C-Graph: A new tool to grok C-source code

A joint post by Brendan Whitfield & Will Paul

Source code is often the most up to date documentation available, but while code is written in a linear fashion, the execution is a network of calls that often jump across files. Known as a function call graph, this data can help programmers quickly grasp the structure of a program. How can we use visualization to make the process of grokking source code easier?

Source Code: https://github.com/brendanwhitfield/cgraph

Live Example: http://cgraph.herokuapp.com/

The concept of a call graph is not new, and there are several open source tools that perform such a task. Yet, after only a short time with some of these applications, many design limitations hamper their use, or clarity in visualization. The flaws range from bad workflow to information overload, all of which C-Graph attempts to address. However, before any visualizations can be made, the data for them must be generated.

To construct a call graph, there are two predominant solutions. The first is to dynamically build the graph through careful monitoring of the program during execution. This will show how the program truly behaves, however it is often difficult to implement. For this reason, most software resorts to statically constructed graphs. Static graphing is a simple operation of parsing the source code, and matching functions calls to definitions. While this solution has drawbacks (namely, the inability to resolve function pointers), it is straight-forward to implement, since it leverages the abilities of existing parsers. For sake of project scope, C-Graph operates statically.

C-Graph was originally slated to use a pre-existing graphing utility as a back-end. However, after some experimentation, each utility was rejected because it failed to deliver some piece data or functionality. In particular, the ability to parse a segment of source code without its dependant libraries was a feature that did not exist in any tool. In order to easily integrate with external code repositories (such as GitHub), a custom parser was designed to suit this need. Instead of doing a full syntax parse of the user’s code (and dependant headers), the system only searches for calls and definitions. Once located, they can be linked by name and location. The C language was chosen specifically for its ease and simplicity in linking. Unlike other languages, where functions of the same name are rampant, extern C functions must carry globally unique names, thus allowing it to be linked quickly.

Once the data is generated from the user’s code, a visualization can be custom built. Since the data structure is fundamentally a graph, the obvious choice for visualization was a force layout. However, with the graph alone, there is no obvious connection between the graph and the code. A typical workflow would have to entail switching back and forth between a text editor and the call graph, searching for function definitions as they appear. To remedy this problem, the graph is accompanied by a pane that displays files. The user can simply click any node in the graph, and instantly be presented with the connected code. This solution allows side-by-side code and graph viewing, which dramatically helps the user traverse the source code as well as the graph.

One of the frequent problems with traditional call graphs is that they are simply static images. All of the complexity is thrown at the user immediately, which makes it hard for a viewer to get a high level overview of how the program works. Rather than viewing the entirety of the code at such a microscopic level, C-Graph implements a binning system, where the user can expand and collapse whole files into their composite functions. This interactivity is key to creating an understandable visualization of a potentially messy dataset. This approach was inspired by Ben Shneiderman’s classic visualization mantra “overview first, zoom and filter, then details on demand.”

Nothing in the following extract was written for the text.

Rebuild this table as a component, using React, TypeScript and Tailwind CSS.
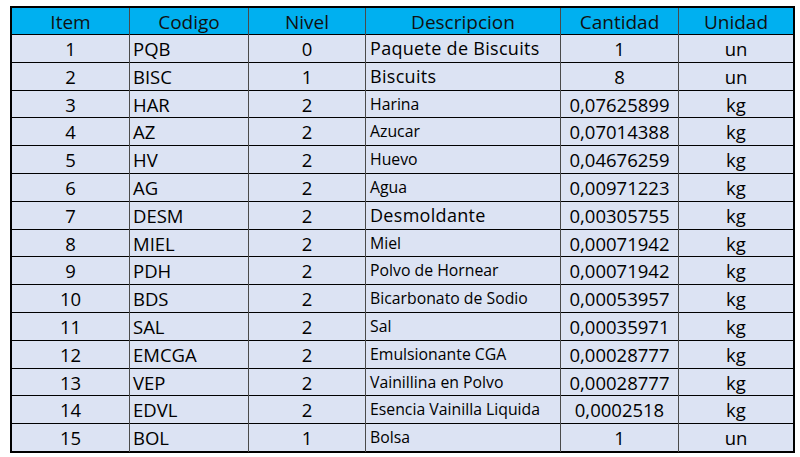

The design of the graph itself was kept extremely simple, in order to better accommodate the deluge of information it must display. Small circles represent individual functions, and accumulate into larger circles when grouped into files. The linkages between nodes vary in weight to display the number of times a call to the same function or file has been made, while arrows encode the direction of the call. Since sometimes the functions spread out and have similar colors we used convex hulls of the same color to keep them visually grouped together even after expansion.

Other alternatives were considered, but most were ultimately rejected due to over complication. For instance, color and sloping link weights were considered as possible methods for encoding direction, but arrows were ultimately chosen because of the small footprint. Even at the file level, it is exceptionally easy for nodes to become obscured, so great care was taken to minimize all unnecessary graphics. As another way to combat the noise of all the function calls we implemented hover highlighting, such that when the mouse is over a node the rest of the links fade out so that the focal point is just on the calls from that particular function.